Ao longo de suas duas horas e 48 minutos — que jamais cansam, acredite —, o filme insere imagens reais, muitas delas captadas via celular, das manifestações e da subsequente repressão policial após o caso Mahsa Amini. A jovem foi detida pela Polícia da Moralidade de Teerã em 13 de setembro de 2022, por deixar uma mecha do cabelo aparecer. Ela entrou em coma e morreu três dias depois, em um hospital. O governo afirmou que Mahsa faleceu devido a uma doença, mas sua família diz que houve espancamento.

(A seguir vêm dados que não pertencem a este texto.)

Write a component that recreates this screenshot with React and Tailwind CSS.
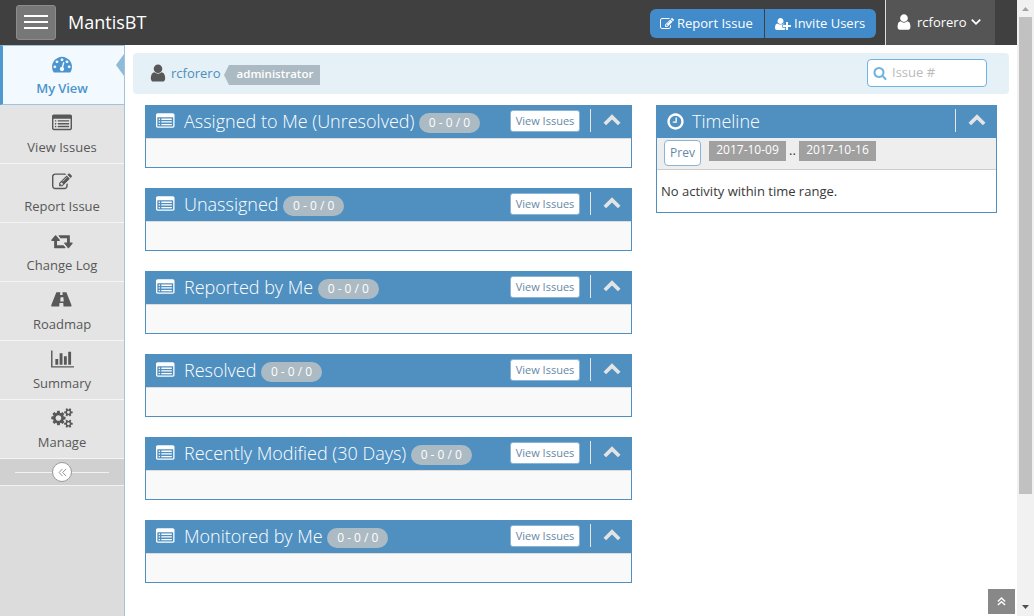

O personagem principal se chama Iman (Missagh Zareh), que acaba de ser nomeado juiz de instrução no Tribunal Revolucionário da capital iraniana. O cargo significa um salário mais alto e um apartamento maior para a família — a esposa devota, Najmeh (Soheila Golestani), e as duas filhas, a universitária Rezvan (Mahsa Rostami) e a adolescente Sana (Setareh Maleki). Mas também significa uma violência a seus códigos morais e a sua ética profissional: Iman é orientado a assinar sentenças de morte sem sequer ler os relatórios dos casos.
Por causa do seu trabalho, o protagonista deve ocultar informações de seus parentes e de seus amigos e, para sua proteção, ganha uma arma — que, ao desaparecer dentro de casa, se torna motivo da desconfiança e da paranoia do personagem, que evoluem para a discórdia com a família. A agitação política nas ruas de Teerã inevitavelmente se reflete no lar de Iman, que vira um símbolo de como um regime totalitário pode transformar um guardião da justiça, um homem íntegro e um marido e pai amoroso em um monstro dominado pelo medo e sedento pelo poder.